▶ TASK BRIEF: Tally the lines with the word "inline" and report the number alone.
________________________________________
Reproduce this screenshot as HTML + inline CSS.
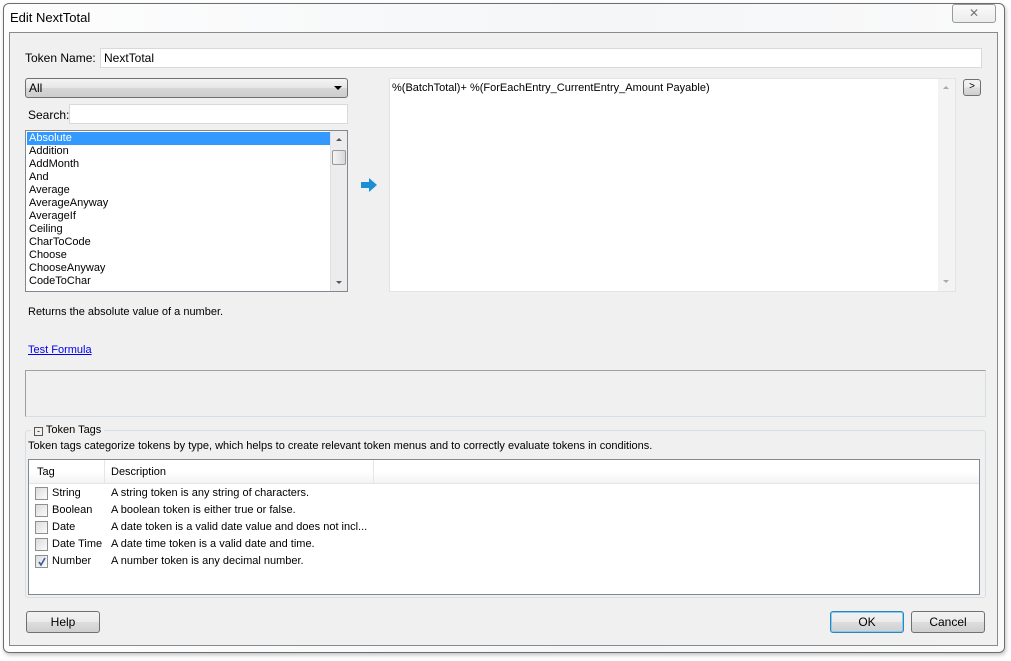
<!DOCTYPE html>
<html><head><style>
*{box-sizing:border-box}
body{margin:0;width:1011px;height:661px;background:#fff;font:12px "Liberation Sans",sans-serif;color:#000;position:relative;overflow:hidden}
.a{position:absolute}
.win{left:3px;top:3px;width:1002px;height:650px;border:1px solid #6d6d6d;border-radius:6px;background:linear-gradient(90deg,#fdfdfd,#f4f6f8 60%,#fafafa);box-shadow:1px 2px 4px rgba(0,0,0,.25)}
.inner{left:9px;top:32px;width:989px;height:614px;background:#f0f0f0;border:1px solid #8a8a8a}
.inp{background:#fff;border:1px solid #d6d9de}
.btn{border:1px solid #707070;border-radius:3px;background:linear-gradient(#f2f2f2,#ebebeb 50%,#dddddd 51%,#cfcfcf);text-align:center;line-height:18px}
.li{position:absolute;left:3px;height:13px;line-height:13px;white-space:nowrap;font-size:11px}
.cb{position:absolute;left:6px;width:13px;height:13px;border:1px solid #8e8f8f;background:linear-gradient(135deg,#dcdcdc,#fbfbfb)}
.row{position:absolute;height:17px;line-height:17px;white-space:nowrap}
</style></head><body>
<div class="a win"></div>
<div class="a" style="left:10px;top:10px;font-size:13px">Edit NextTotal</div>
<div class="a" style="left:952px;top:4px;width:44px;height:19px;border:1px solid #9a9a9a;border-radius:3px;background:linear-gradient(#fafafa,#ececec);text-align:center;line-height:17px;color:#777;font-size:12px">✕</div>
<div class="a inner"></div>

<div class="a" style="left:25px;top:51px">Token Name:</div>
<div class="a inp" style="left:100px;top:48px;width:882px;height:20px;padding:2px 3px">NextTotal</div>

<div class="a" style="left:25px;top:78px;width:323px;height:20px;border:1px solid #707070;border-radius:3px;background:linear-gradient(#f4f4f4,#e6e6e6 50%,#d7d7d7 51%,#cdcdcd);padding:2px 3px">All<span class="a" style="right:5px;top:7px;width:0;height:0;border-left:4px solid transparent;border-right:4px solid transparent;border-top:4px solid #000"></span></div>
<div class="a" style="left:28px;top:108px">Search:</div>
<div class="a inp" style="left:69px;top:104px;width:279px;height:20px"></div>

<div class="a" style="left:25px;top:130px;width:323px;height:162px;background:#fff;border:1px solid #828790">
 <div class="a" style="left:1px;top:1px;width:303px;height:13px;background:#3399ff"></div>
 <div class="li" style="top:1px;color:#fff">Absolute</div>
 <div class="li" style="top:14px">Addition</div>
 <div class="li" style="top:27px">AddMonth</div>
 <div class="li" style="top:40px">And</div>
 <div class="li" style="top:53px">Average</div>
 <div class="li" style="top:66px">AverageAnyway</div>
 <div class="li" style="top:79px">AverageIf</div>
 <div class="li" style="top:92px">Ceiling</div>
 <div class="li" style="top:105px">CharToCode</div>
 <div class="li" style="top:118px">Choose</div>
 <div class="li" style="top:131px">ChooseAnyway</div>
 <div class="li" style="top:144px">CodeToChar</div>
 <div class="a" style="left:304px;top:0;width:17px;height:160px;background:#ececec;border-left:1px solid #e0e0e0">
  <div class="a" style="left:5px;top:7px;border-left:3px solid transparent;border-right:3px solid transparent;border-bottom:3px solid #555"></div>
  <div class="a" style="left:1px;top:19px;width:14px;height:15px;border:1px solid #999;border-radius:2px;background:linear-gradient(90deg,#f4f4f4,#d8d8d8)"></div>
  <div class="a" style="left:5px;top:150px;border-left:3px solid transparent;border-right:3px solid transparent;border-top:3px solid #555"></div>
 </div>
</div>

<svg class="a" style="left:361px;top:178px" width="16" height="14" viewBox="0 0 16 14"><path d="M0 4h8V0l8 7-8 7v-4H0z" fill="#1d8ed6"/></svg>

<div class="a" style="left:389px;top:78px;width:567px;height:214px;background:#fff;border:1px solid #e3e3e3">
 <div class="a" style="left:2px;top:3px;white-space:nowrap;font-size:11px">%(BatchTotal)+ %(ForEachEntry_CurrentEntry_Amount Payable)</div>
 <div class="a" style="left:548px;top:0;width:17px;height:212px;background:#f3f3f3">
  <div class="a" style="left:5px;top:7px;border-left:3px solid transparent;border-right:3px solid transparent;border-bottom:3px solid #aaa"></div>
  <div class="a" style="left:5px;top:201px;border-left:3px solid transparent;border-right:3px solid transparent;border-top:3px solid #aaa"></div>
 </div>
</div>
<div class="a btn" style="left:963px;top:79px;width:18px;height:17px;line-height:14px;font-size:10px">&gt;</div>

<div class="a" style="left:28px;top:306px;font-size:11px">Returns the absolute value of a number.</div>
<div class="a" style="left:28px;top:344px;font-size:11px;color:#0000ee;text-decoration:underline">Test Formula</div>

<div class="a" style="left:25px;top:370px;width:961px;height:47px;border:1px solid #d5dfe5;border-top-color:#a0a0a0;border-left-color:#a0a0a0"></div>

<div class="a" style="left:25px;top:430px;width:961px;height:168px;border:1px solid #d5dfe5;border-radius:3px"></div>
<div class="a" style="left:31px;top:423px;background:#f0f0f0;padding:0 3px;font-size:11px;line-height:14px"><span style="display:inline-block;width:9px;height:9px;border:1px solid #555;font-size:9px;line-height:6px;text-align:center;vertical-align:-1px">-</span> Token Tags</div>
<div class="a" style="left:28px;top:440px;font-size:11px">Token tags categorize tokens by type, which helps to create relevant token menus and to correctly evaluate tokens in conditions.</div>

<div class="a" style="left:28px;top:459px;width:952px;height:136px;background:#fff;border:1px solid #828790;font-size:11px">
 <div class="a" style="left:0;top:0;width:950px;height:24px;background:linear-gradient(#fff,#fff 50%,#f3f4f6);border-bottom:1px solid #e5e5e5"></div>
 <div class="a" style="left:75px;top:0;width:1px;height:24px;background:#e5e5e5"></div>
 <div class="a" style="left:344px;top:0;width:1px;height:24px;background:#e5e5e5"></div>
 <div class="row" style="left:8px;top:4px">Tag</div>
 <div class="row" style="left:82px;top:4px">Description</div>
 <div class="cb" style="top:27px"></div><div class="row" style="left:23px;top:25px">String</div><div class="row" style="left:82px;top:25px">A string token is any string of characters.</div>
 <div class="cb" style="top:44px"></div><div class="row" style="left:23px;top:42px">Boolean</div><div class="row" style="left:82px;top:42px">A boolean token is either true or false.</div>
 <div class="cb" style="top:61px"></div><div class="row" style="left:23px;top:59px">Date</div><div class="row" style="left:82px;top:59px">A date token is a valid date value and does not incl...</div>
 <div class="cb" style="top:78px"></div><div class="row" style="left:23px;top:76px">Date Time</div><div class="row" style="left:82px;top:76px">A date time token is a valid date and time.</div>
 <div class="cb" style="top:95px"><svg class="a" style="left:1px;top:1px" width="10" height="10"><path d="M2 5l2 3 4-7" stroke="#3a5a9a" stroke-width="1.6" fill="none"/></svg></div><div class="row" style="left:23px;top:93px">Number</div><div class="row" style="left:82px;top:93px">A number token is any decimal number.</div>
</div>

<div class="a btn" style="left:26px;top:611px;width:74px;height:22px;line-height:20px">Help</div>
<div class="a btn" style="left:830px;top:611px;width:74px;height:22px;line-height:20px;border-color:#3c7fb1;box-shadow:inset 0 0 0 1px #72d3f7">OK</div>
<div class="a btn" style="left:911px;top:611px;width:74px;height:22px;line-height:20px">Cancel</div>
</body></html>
________________________________________
▶ CORRECT RESPONSE: 2